Process costing is a type of operation costing which is used to ascertain the cost of a product at each process or stage of manufacture. CIMA defines process costing as "The costing method applicable where goods or services result from a sequence of continuous or repetitive operations or processes. Costs are averaged over the units produced during the period".
Process costing is suitable for industries producing homogeneous products and where production is a continuous flow. A process can be referred to as the sub-unit of an organization specifically defined for cost collection purpose.

==The importance of process costing==
Costing is an important process that many companies engage in to keep track of where their money is being spent in the production and distribution processes. Understanding these costs is the first step in being able to control them. It is very important that a company chooses the appropriate type of costing system for their product type and industry. One type of costing system that is used in certain industries is process costing that varies from other types of costing (such as
job costing) in some ways. In process costing unit costs are more like averages, the process-costing system requires less bookkeeping than does a job-order costing system. Thus, some companies often prefer to use the process-costing system.

==When is process costing applied?==
Process costing is appropriate for companies that produce a continuous mass of like units through series of operations or process. Also, when one order does not affect the production process and a standardization of the process and product exists. However, if there are significant differences among the costs of various products, a process costing system would not provide adequate product-cost information. Costing is generally used in such industries such as petroleum, coal mining, chemicals, textiles, paper, plastic, glass, food, banks, courier, cement, and soap.

==Reasons for use==
Company units of product in a given period of time.
- Products are manufactured in large quantities, but products may be sold in small quantities, sometimes one at a time (automobiles, loaves of bread), a dozen or two at a time (eggs, cookies), etc.
- Product costs must be transferred from Finished Goods to Cost of Goods Sold as sales are made. This requires a correct and accurate accounting of product costs per unit, to have a proper matching of product costs against related sales revenue.
- Managers need to maintain cost control over the manufacturing process. Process costing provides managers with feedback that can be used to compare similar product costs from one month to the next, keeping costs in line with projected manufacturing budgets.
- A fraction-of-a-cent cost change can represent a large dollar change in overall profitability, when selling millions of units of product a month. Managers must carefully watch per unit costs on a daily basis through the production process, while at the same time dealing with materials and output in huge quantities.
- Materials part way through a process (e.g. chemicals) might need to be given a value, process costing allows for this. By determining what cost the part processed material has incurred such as labor or overhead an "equivalent unit" relative to the value of a finished process can be calculated.

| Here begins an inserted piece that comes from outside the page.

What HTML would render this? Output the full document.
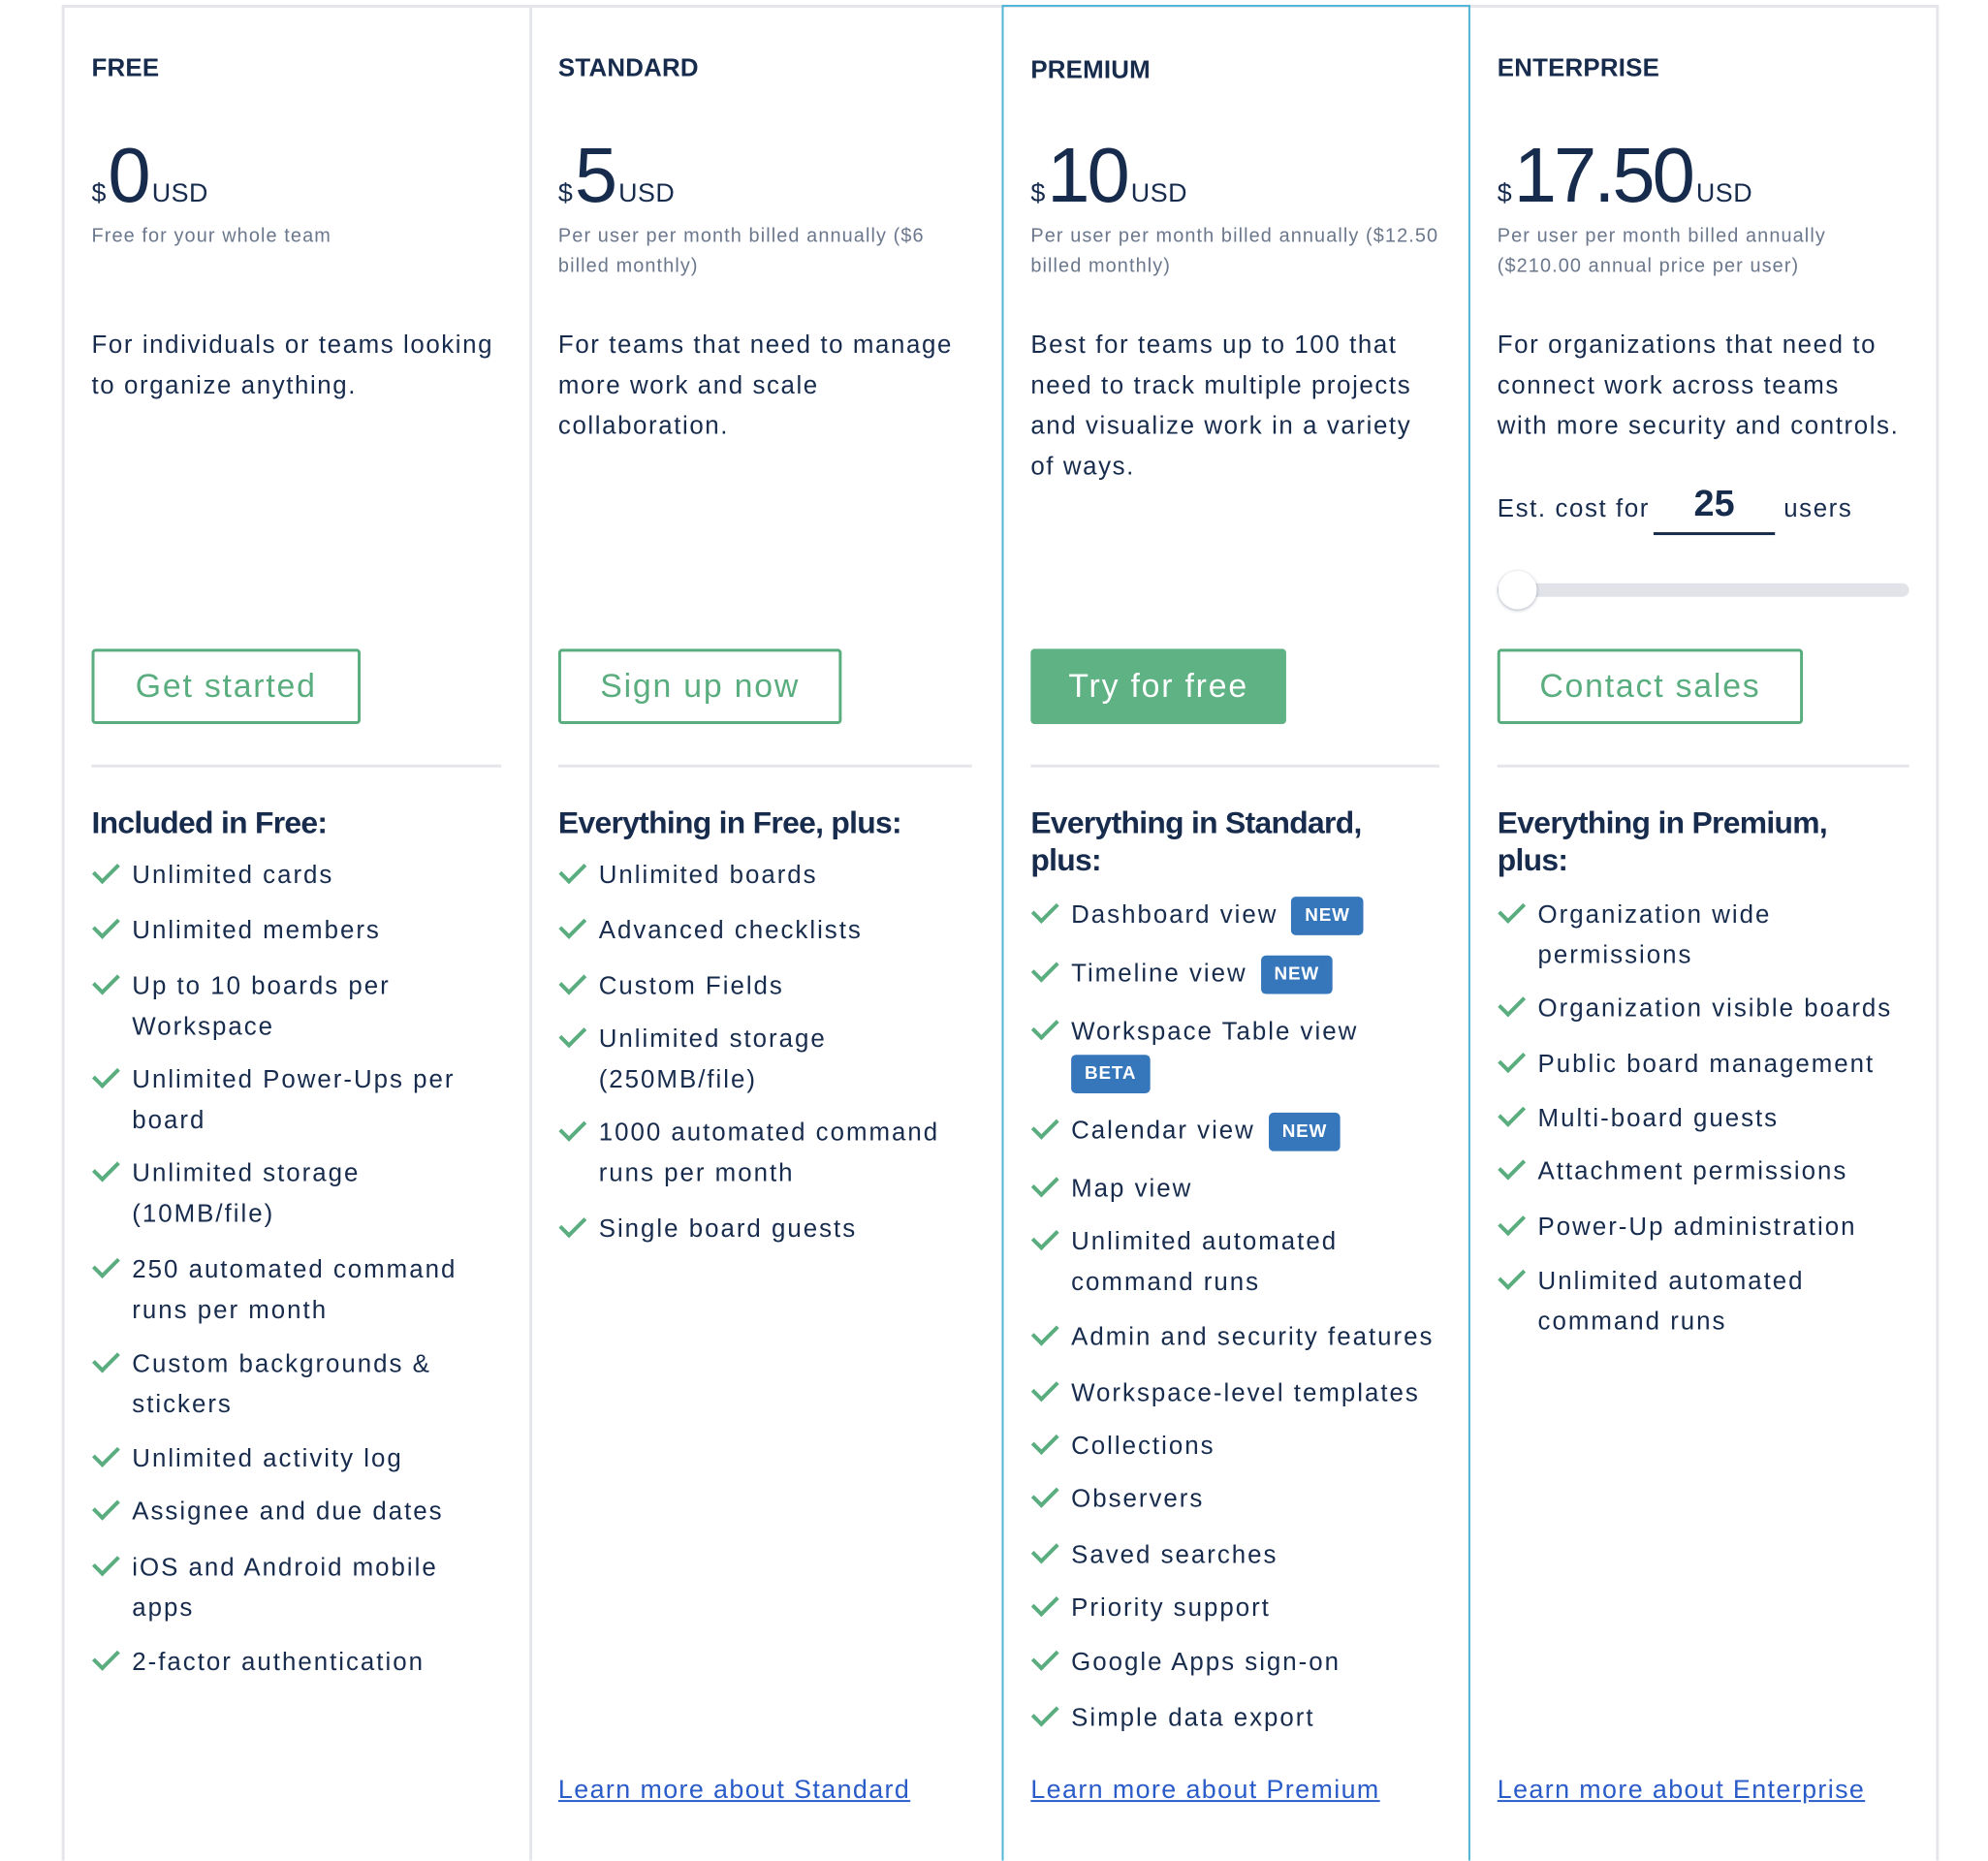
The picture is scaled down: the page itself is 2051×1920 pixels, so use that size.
<!DOCTYPE html>
<html><head><meta charset="utf-8"><style>
*{margin:0;padding:0;box-sizing:border-box}
html,body{width:2051px;height:1920px;overflow:hidden}
body{background:#fff;position:relative;font-family:"Liberation Sans",sans-serif;color:#172b4d}
#w{position:absolute;left:0;top:0;width:2062px;height:1930px;transform:scale(.9947);transform-origin:0 0;overflow:hidden}
.a{position:absolute;white-space:nowrap}
.vl{position:absolute;top:7px;bottom:0;width:3px;background:#e4e6ea}
.t{font-size:26px;font-weight:bold;letter-spacing:.2px}
.sub{font-size:20px;line-height:31px;color:#6b778c;letter-spacing:1.1px}
.desc{font-size:26px;line-height:42px;letter-spacing:1.6px}
.btn{position:absolute;top:673px;height:78px;border:3px solid #5aad7e;border-radius:4px;color:#5aad7e;font-size:34px;display:flex;align-items:center;justify-content:center;letter-spacing:1.8px}
.hr{position:absolute;top:793px;height:3px;background:#e4e6ea}
.h{font-size:32px;font-weight:bold;line-height:39px;letter-spacing:-.7px}
.f{position:absolute;font-size:26px;line-height:42px;white-space:nowrap;letter-spacing:2px;padding-left:42px}
.f:before{content:"";position:absolute;left:2px;top:9px;width:22px;height:11px;border-left:4px solid #5aad7e;border-bottom:4px solid #5aad7e;transform:rotate(-45deg);transform-origin:center}
.b{display:inline-block;background:#3677bc;color:#fff;font-size:19px;font-weight:bold;border-radius:5px;height:40px;line-height:40px;padding:0 14px;vertical-align:middle;margin-left:14px;letter-spacing:.8px}
.lk{position:absolute;top:1841px;font-size:27px;color:#2a5cc9;text-decoration:underline;letter-spacing:1.4px}
.pr{position:absolute;height:100px;display:flex;align-items:baseline;white-space:nowrap}
.pr .d{font-size:27px;margin-right:2px}
.pr .n{font-size:80px;letter-spacing:-3px;line-height:90px}
.pr .u{font-size:27px;margin-left:4px;letter-spacing:.5px}
</style></head><body><div id="w">
<div style="position:absolute;left:64px;top:5px;width:1947px;height:3px;background:#e4e6ea"></div>
<div class="vl" style="left:64px"></div>
<div class="vl" style="left:549px"></div>
<div class="vl" style="left:2008px"></div>
<div style="position:absolute;left:1039px;top:5px;width:486px;bottom:0;border:2.5px solid #4fb6d6;border-bottom:none"></div>

<!-- FREE -->
<div class="a t" style="left:95px;top:55px">FREE</div>
<div class="pr" style="left:95px;top:137px"><span class="d">$</span><span class="n">0</span><span class="u">USD</span></div>
<div class="a sub" style="left:95px;top:230px">Free for your whole team</div>
<div class="a desc" style="left:95px;top:336px">For individuals or teams looking<br>to organize anything.</div>
<div class="btn" style="left:95px;width:279px">Get started</div>
<div class="hr" style="left:95px;width:425px"></div>
<div class="a h" style="left:95px;top:834px">Included in Free:</div>
<div class="f" style="left:95px;top:886px">Unlimited cards</div>
<div class="f" style="left:95px;top:943px">Unlimited members</div>
<div class="f" style="left:95px;top:1001px">Up to 10 boards per<br>Workspace</div>
<div class="f" style="left:95px;top:1098px">Unlimited Power-Ups per<br>board</div>
<div class="f" style="left:95px;top:1195px">Unlimited storage<br>(10MB/file)</div>
<div class="f" style="left:95px;top:1295px">250 automated command<br>runs per month</div>
<div class="f" style="left:95px;top:1393px">Custom backgrounds &amp;<br>stickers</div>
<div class="f" style="left:95px;top:1491px">Unlimited activity log</div>
<div class="f" style="left:95px;top:1546px">Assignee and due dates</div>
<div class="f" style="left:95px;top:1604px">iOS and Android mobile<br>apps</div>
<div class="f" style="left:95px;top:1702px">2-factor authentication</div>

<!-- STANDARD -->
<div class="a t" style="left:579px;top:55px">STANDARD</div>
<div class="pr" style="left:579px;top:137px"><span class="d">$</span><span class="n">5</span><span class="u">USD</span></div>
<div class="a sub" style="left:579px;top:230px">Per user per month billed annually ($6<br>billed monthly)</div>
<div class="a desc" style="left:579px;top:336px">For teams that need to manage<br>more work and scale<br>collaboration.</div>
<div class="btn" style="left:579px;width:294px">Sign up now</div>
<div class="hr" style="left:579px;width:429px"></div>
<div class="a h" style="left:579px;top:834px">Everything in Free, plus:</div>
<div class="f" style="left:579px;top:886px">Unlimited boards</div>
<div class="f" style="left:579px;top:943px">Advanced checklists</div>
<div class="f" style="left:579px;top:1001px">Custom Fields</div>
<div class="f" style="left:579px;top:1056px">Unlimited storage<br>(250MB/file)</div>
<div class="f" style="left:579px;top:1153px">1000 automated command<br>runs per month</div>
<div class="f" style="left:579px;top:1253px">Single board guests</div>
<div class="lk" style="left:579px">Learn more about Standard</div>

<!-- PREMIUM -->
<div class="a t" style="left:1069px;top:57px">PREMIUM</div>
<div class="pr" style="left:1069px;top:137px"><span class="d">$</span><span class="n">10</span><span class="u">USD</span></div>
<div class="a sub" style="left:1069px;top:230px">Per user per month billed annually ($12.50<br>billed monthly)</div>
<div class="a desc" style="left:1069px;top:336px">Best for teams up to 100 that<br>need to track multiple projects<br>and visualize work in a variety<br>of ways.</div>
<div class="btn" style="left:1069px;width:265px;background:#5fb283;border-color:#5fb283;color:#fff">Try for free</div>
<div class="hr" style="left:1069px;width:424px"></div>
<div class="a h" style="left:1069px;top:834px">Everything in Standard,<br>plus:</div>
<div class="f" style="left:1069px;top:927px">Dashboard view<span class="b">NEW</span></div>
<div class="f" style="left:1069px;top:988px">Timeline view<span class="b">NEW</span></div>
<div class="f" style="left:1069px;top:1048px">Workspace Table view</div>
<div class="a" style="left:1111px;top:1094px"><span class="b" style="margin-left:0">BETA</span></div>
<div class="f" style="left:1069px;top:1151px">Calendar view<span class="b">NEW</span></div>
<div class="f" style="left:1069px;top:1211px">Map view</div>
<div class="f" style="left:1069px;top:1266px">Unlimited automated<br>command runs</div>
<div class="f" style="left:1069px;top:1365px">Admin and security features</div>
<div class="f" style="left:1069px;top:1423px">Workspace-level templates</div>
<div class="f" style="left:1069px;top:1478px">Collections</div>
<div class="f" style="left:1069px;top:1533px">Observers</div>
<div class="f" style="left:1069px;top:1591px">Saved searches</div>
<div class="f" style="left:1069px;top:1646px">Priority support</div>
<div class="f" style="left:1069px;top:1702px">Google Apps sign-on</div>
<div class="f" style="left:1069px;top:1760px">Simple data export</div>
<div class="lk" style="left:1069px">Learn more about Premium</div>

<!-- ENTERPRISE -->
<div class="a t" style="left:1553px;top:55px">ENTERPRISE</div>
<div class="pr" style="left:1553px;top:137px"><span class="d">$</span><span class="n">17.50</span><span class="u">USD</span></div>
<div class="a sub" style="left:1553px;top:230px">Per user per month billed annually<br>($210.00 annual price per user)</div>
<div class="a desc" style="left:1553px;top:336px">For organizations that need to<br>connect work across teams<br>with more security and controls.</div>
<div class="a desc" style="left:1553px;top:506px">Est. cost for</div>
<div class="a" style="left:1715px;top:498px;width:126px;text-align:center;font-size:38px;font-weight:bold;line-height:50px">25</div>
<div style="position:absolute;left:1715px;top:552px;width:126px;height:3px;background:#172b4d"></div>
<div class="a desc" style="left:1850px;top:506px">users</div>
<div style="position:absolute;left:1553px;top:605px;width:427px;height:14px;border-radius:7px;background:#e1e3e8"></div>
<div style="position:absolute;left:1554px;top:592px;width:40px;height:40px;border-radius:50%;background:#fff;box-shadow:0 1px 4px rgba(9,30,66,.35)"></div>
<div class="btn" style="left:1553px;width:317px">Contact sales</div>
<div class="hr" style="left:1553px;width:427px"></div>
<div class="a h" style="left:1553px;top:834px">Everything in Premium,<br>plus:</div>
<div class="f" style="left:1553px;top:927px">Organization wide<br>permissions</div>
<div class="f" style="left:1553px;top:1024px">Organization visible boards</div>
<div class="f" style="left:1553px;top:1082px">Public board management</div>
<div class="f" style="left:1553px;top:1138px">Multi-board guests</div>
<div class="f" style="left:1553px;top:1193px">Attachment permissions</div>
<div class="f" style="left:1553px;top:1251px">Power-Up administration</div>
<div class="f" style="left:1553px;top:1307px">Unlimited automated<br>command runs</div>
<div class="lk" style="left:1553px">Learn more about Enterprise</div>
</div></body></html>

==Process cost procedures==
There are four basic steps in accounting for Process cost:
- Summarize the flow of physical units of output.
- Compute output in terms of equivalent units.
- Summarize total costs to account for and Compute equivalent unit costs.
- Assign total costs to units completed and to units in ending work in process inventory.

The journal entries for process costing are the same as those for job-order costing with one exception. The entry to transfer cost from one work-in-process account to another is:

Work-in-process inventory-second department Debit (Left)

Work-in-process-first department Credit (Right)

e.g.(1) Micro Labs Company produces house paint in two processing departments: the Mixing Department which mixes the paint colors and the Finishing Department which puts the paint in containers and labels them. The following information related to the company's operation for October follows:

A) Raw materials were issued for use in production: Mixing department, $551,000, and the Finishing department, $629,000.
B) Direct labor costs incurred: Mixing department $230,000, and Finishing department $270,000. C) Manufacturing overhead cost applied: Mixing department $665,000, and Finishing department, $405,000. D) The cost of the mixed paint transferred from the Mixing department to the Finishing department was $1,850,000. E) Paint that had been prepared for shipping was transferred from the Finishing department to Finished Goods. Cost of the transferred paint was $3,200,000.

Required: Prepare journal entries to record items A) through E) above.

Solution(1):

 –Work in Process – Mixing 551,000
 –Work in Process – Finishing 629,000
 –Raw Materials 1,180,000
 –Work in Process – Mixing 230,000
 –Work in Process – Finishing 270,000
 –Wages and Salaries Payable 500,000
 –Work in Process – Mixing 665,000
 –Work in Process – Finishing 405,000
 –Manufacturing Overhead 1,070,000
 –Work in Process – Finishing 1,850,000
 –Work in Process – Mixing 1,850,000
 –Finished Goods 3,200,000
 –Work in Process – Finishing 3,200,000

e.g.(2) Larney Corporation uses process costing. A number of transactions that occurred in June are listed below. As follows:

A) Raw materials that cost $38,200 are withdrawn from the storeroom for use in the Mixing Department. B) Direct labor costs incurred $36,500, in the Mixing Department. C) Manufacturing overhead of $42,100 is applied in the Mixing Department. D) Units with a carrying cost of $112,400 finish processing in the Mixing Department and are transferred to the Drying Department for further processing. E) Units with a carrying cost of $143,800 finish processing in the Drying Department, the final step in the production process, and are transferred to the finished goods warehouse. F) Finished goods with a carrying cost of $138,500

Required: Prepare journal entries to record items A) through F).

Solution (2):

 –work in process-mixing department $38,200
 —raw materials $38,200
 –work in process $36,500
 –salaries/wages payable $36,500
 –work in process-mixing department $42,100
 –manufacturing overhead $42,100
 –work in process-drying department. $112,400
 –work in process mixing department $112,400
 –finished goods $143,800
 –work in process-drying department $143,800
 -costs of goods sold $138,500
 –finished goods $138,500

==Operation cost in batch manufacturing==
Batch costing is a modification of job costing. When production is repetitive nature and consists of a definite number of articles, batch is used. In batch costing, the most important problem is to determine the optimum size of the batch that follows the fact that production of two elements of costs:
- Set up costs which are generally fixed per batch.
- Carrying costs which determination of batch quantity requires considerations of some factors:
- setting up costs per batch.
- cost of manufacturing such as (direct materials cost + direct wages + direct overhead) per piece.
- cost of storage.
- rate of interest on the capital invested in product and rate of demand for product.